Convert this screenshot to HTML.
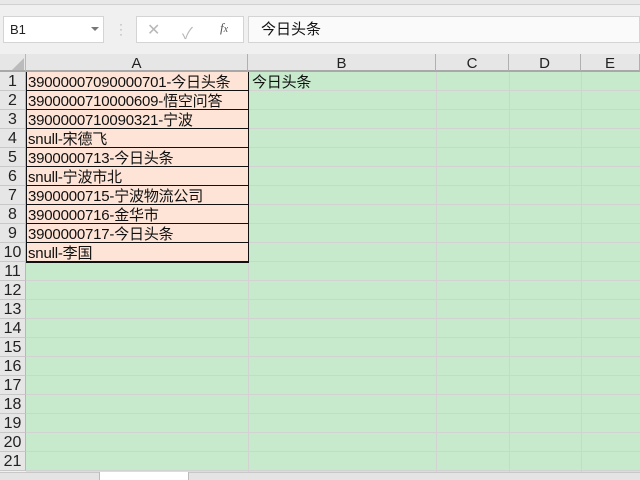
<!DOCTYPE html>
<html><head><meta charset="utf-8"><style>
*{margin:0;padding:0;box-sizing:border-box}
body{width:640px;height:480px;overflow:hidden;background:#f0f0f0;font-family:"Liberation Sans","Noto Sans CJK SC",sans-serif;position:relative}
.a{position:absolute}
.cell{position:absolute;font-size:15px;line-height:19px;color:#111;white-space:nowrap;letter-spacing:-0.2px}
.rh{position:absolute;left:0;width:26px;height:19px;background:#e6e6e6;border-bottom:1px solid #c8c8c8;border-right:1px solid #b8b8b8;font-size:16px;line-height:20px;text-align:center;color:#222}
.ch{position:absolute;top:54px;height:18px;background:#e6e6e6;border-right:1px solid #b0b0b0;border-bottom:2px solid #a8a8a8;font-size:15px;line-height:20px;text-align:center;color:#222}
</style></head><body>
<div class="a" style="left:0;top:0;width:640px;height:5px;background:#e8e8e8;border-bottom:1px solid #d0d0d0"></div>
<div class="a" style="left:3px;top:16px;width:101px;height:27px;background:#fff;border:1px solid #d4d4d4;font-size:13px;line-height:25px;padding-left:6px;color:#222">B1</div>
<div class="a" style="left:91px;top:27px;width:0;height:0;border-left:4px solid transparent;border-right:4px solid transparent;border-top:4px solid #777"></div>
<div class="a" style="left:119px;top:22px;color:#aaa;font-size:12px;line-height:5px">·<br>·<br>·</div>
<div class="a" style="left:136px;top:16px;width:108px;height:27px;background:#fff;border:1px solid #d4d4d4"></div>
<div class="a" style="left:147px;top:20px;color:#b8b8b8;font-size:16px">✕</div>
<div class="a" style="left:182px;top:20px;color:#b8b8b8;font-size:16px">✓</div>
<div class="a" style="left:220px;top:20px;color:#555;font-size:13px;font-style:italic;font-family:'Liberation Serif',serif">f<span style="font-size:10px">x</span></div>
<div class="a" style="left:248px;top:16px;width:392px;height:27px;background:#fafafa;border:1px solid #d4d4d4;font-size:15px;line-height:25px;padding-left:12px;color:#111">今日头条</div>
<div class="a" style="left:0;top:54px;width:26px;height:18px;background:#e6e6e6;border-right:1px solid #b8b8b8;border-bottom:2px solid #a8a8a8"></div>
<div class="a" style="left:12px;top:58px;width:0;height:0;border-left:12px solid transparent;border-bottom:12px solid #bbb"></div>
<div class="ch" style="left:26px;width:222px">A</div>
<div class="ch" style="left:248px;width:188px">B</div>
<div class="ch" style="left:436px;width:73px">C</div>
<div class="ch" style="left:509px;width:72px">D</div>
<div class="ch" style="left:581px;width:59px">E</div>
<div class="a" style="left:26px;top:72px;width:614px;height:400px;background:#c7eacc;
background-image:repeating-linear-gradient(to bottom,transparent 0 18px,#d2d2d2 18px 19px);"></div>
<div class="a" style="left:248px;top:72px;width:1px;height:400px;background:#d2d2d2"></div>
<div class="a" style="left:436px;top:72px;width:1px;height:400px;background:#d2d2d2"></div>
<div class="a" style="left:509px;top:72px;width:1px;height:400px;background:#d2d2d2"></div>
<div class="a" style="left:581px;top:72px;width:1px;height:400px;background:#d2d2d2"></div>
<div class="a" style="left:26px;top:72px;width:223px;height:191px;background:#fde4d7;border:1px solid #111;border-top:none;
background-image:repeating-linear-gradient(to bottom,transparent 0 18px,#111 18px 19px)"></div>
<div class="cell" style="left:28px;top:73px">39000007090000701-今日头条</div>
<div class="cell" style="left:28px;top:92px">3900000710000609-悟空问答</div>
<div class="cell" style="left:28px;top:111px">3900000710090321-宁波</div>
<div class="cell" style="left:28px;top:130px">snull-宋德飞</div>
<div class="cell" style="left:28px;top:149px">3900000713-今日头条</div>
<div class="cell" style="left:28px;top:168px">snull-宁波市北</div>
<div class="cell" style="left:28px;top:187px">3900000715-宁波物流公司</div>
<div class="cell" style="left:28px;top:206px">3900000716-金华市</div>
<div class="cell" style="left:28px;top:225px">3900000717-今日头条</div>
<div class="cell" style="left:28px;top:244px">snull-李国</div>
<div class="cell" style="left:252px;top:73px">今日头条</div>
<div class="rh" style="top:72px">1</div><div class="rh" style="top:91px">2</div><div class="rh" style="top:110px">3</div><div class="rh" style="top:129px">4</div><div class="rh" style="top:148px">5</div><div class="rh" style="top:167px">6</div><div class="rh" style="top:186px">7</div><div class="rh" style="top:205px">8</div><div class="rh" style="top:224px">9</div><div class="rh" style="top:243px">10</div><div class="rh" style="top:262px">11</div><div class="rh" style="top:281px">12</div><div class="rh" style="top:300px">13</div><div class="rh" style="top:319px">14</div><div class="rh" style="top:338px">15</div><div class="rh" style="top:357px">16</div><div class="rh" style="top:376px">17</div><div class="rh" style="top:395px">18</div><div class="rh" style="top:414px">19</div><div class="rh" style="top:433px">20</div><div class="rh" style="top:452px">21</div>
<div class="a" style="left:0;top:472px;width:640px;height:8px;background:#e4e4e4;border-top:1px solid #c8c8c8"></div>
<div class="a" style="left:99px;top:472px;width:90px;height:8px;background:#fff;border-left:1px solid #bbb;border-right:1px solid #bbb"></div>
</body></html>
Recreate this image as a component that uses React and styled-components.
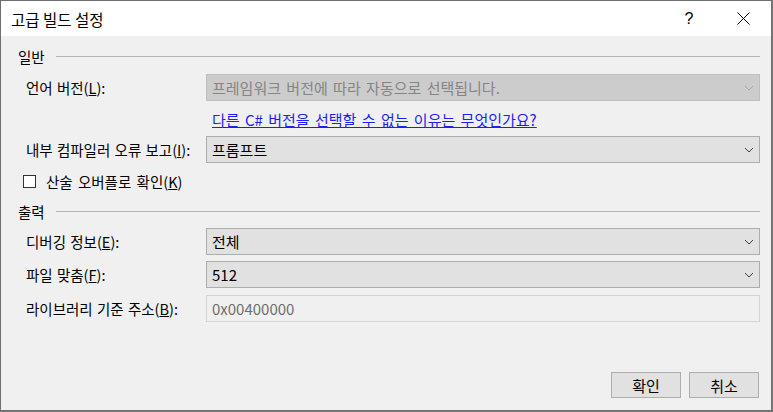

· · · · ·

Send back the data above word for word, with the pictures left out.

FULL ANSWER:
Convert this screenshot to HTML.
<!DOCTYPE html>
<html><head><meta charset="utf-8"><style>
*{margin:0;padding:0;box-sizing:border-box}
body{width:640px;height:480px;overflow:hidden;background:#f0f0f0;font-family:"Liberation Sans","Noto Sans CJK SC",sans-serif;position:relative}
.a{position:absolute}
.cell{position:absolute;font-size:15px;line-height:19px;color:#111;white-space:nowrap;letter-spacing:-0.2px}
.rh{position:absolute;left:0;width:26px;height:19px;background:#e6e6e6;border-bottom:1px solid #c8c8c8;border-right:1px solid #b8b8b8;font-size:16px;line-height:20px;text-align:center;color:#222}
.ch{position:absolute;top:54px;height:18px;background:#e6e6e6;border-right:1px solid #b0b0b0;border-bottom:2px solid #a8a8a8;font-size:15px;line-height:20px;text-align:center;color:#222}
</style></head><body>
<div class="a" style="left:0;top:0;width:640px;height:5px;background:#e8e8e8;border-bottom:1px solid #d0d0d0"></div>
<div class="a" style="left:3px;top:16px;width:101px;height:27px;background:#fff;border:1px solid #d4d4d4;font-size:13px;line-height:25px;padding-left:6px;color:#222">B1</div>
<div class="a" style="left:91px;top:27px;width:0;height:0;border-left:4px solid transparent;border-right:4px solid transparent;border-top:4px solid #777"></div>
<div class="a" style="left:119px;top:22px;color:#aaa;font-size:12px;line-height:5px">·<br>·<br>·</div>
<div class="a" style="left:136px;top:16px;width:108px;height:27px;background:#fff;border:1px solid #d4d4d4"></div>
<div class="a" style="left:147px;top:20px;color:#b8b8b8;font-size:16px">✕</div>
<div class="a" style="left:182px;top:20px;color:#b8b8b8;font-size:16px">✓</div>
<div class="a" style="left:220px;top:20px;color:#555;font-size:13px;font-style:italic;font-family:'Liberation Serif',serif">f<span style="font-size:10px">x</span></div>
<div class="a" style="left:248px;top:16px;width:392px;height:27px;background:#fafafa;border:1px solid #d4d4d4;font-size:15px;line-height:25px;padding-left:12px;color:#111">今日头条</div>
<div class="a" style="left:0;top:54px;width:26px;height:18px;background:#e6e6e6;border-right:1px solid #b8b8b8;border-bottom:2px solid #a8a8a8"></div>
<div class="a" style="left:12px;top:58px;width:0;height:0;border-left:12px solid transparent;border-bottom:12px solid #bbb"></div>
<div class="ch" style="left:26px;width:222px">A</div>
<div class="ch" style="left:248px;width:188px">B</div>
<div class="ch" style="left:436px;width:73px">C</div>
<div class="ch" style="left:509px;width:72px">D</div>
<div class="ch" style="left:581px;width:59px">E</div>
<div class="a" style="left:26px;top:72px;width:614px;height:400px;background:#c7eacc;
background-image:repeating-linear-gradient(to bottom,transparent 0 18px,#d2d2d2 18px 19px);"></div>
<div class="a" style="left:248px;top:72px;width:1px;height:400px;background:#d2d2d2"></div>
<div class="a" style="left:436px;top:72px;width:1px;height:400px;background:#d2d2d2"></div>
<div class="a" style="left:509px;top:72px;width:1px;height:400px;background:#d2d2d2"></div>
<div class="a" style="left:581px;top:72px;width:1px;height:400px;background:#d2d2d2"></div>
<div class="a" style="left:26px;top:72px;width:223px;height:191px;background:#fde4d7;border:1px solid #111;border-top:none;
background-image:repeating-linear-gradient(to bottom,transparent 0 18px,#111 18px 19px)"></div>
<div class="cell" style="left:28px;top:73px">39000007090000701-今日头条</div>
<div class="cell" style="left:28px;top:92px">3900000710000609-悟空问答</div>
<div class="cell" style="left:28px;top:111px">3900000710090321-宁波</div>
<div class="cell" style="left:28px;top:130px">snull-宋德飞</div>
<div class="cell" style="left:28px;top:149px">3900000713-今日头条</div>
<div class="cell" style="left:28px;top:168px">snull-宁波市北</div>
<div class="cell" style="left:28px;top:187px">3900000715-宁波物流公司</div>
<div class="cell" style="left:28px;top:206px">3900000716-金华市</div>
<div class="cell" style="left:28px;top:225px">3900000717-今日头条</div>
<div class="cell" style="left:28px;top:244px">snull-李国</div>
<div class="cell" style="left:252px;top:73px">今日头条</div>
<div class="rh" style="top:72px">1</div><div class="rh" style="top:91px">2</div><div class="rh" style="top:110px">3</div><div class="rh" style="top:129px">4</div><div class="rh" style="top:148px">5</div><div class="rh" style="top:167px">6</div><div class="rh" style="top:186px">7</div><div class="rh" style="top:205px">8</div><div class="rh" style="top:224px">9</div><div class="rh" style="top:243px">10</div><div class="rh" style="top:262px">11</div><div class="rh" style="top:281px">12</div><div class="rh" style="top:300px">13</div><div class="rh" style="top:319px">14</div><div class="rh" style="top:338px">15</div><div class="rh" style="top:357px">16</div><div class="rh" style="top:376px">17</div><div class="rh" style="top:395px">18</div><div class="rh" style="top:414px">19</div><div class="rh" style="top:433px">20</div><div class="rh" style="top:452px">21</div>
<div class="a" style="left:0;top:472px;width:640px;height:8px;background:#e4e4e4;border-top:1px solid #c8c8c8"></div>
<div class="a" style="left:99px;top:472px;width:90px;height:8px;background:#fff;border-left:1px solid #bbb;border-right:1px solid #bbb"></div>
</body></html>
Recreate this image as a component that uses React and styled-components.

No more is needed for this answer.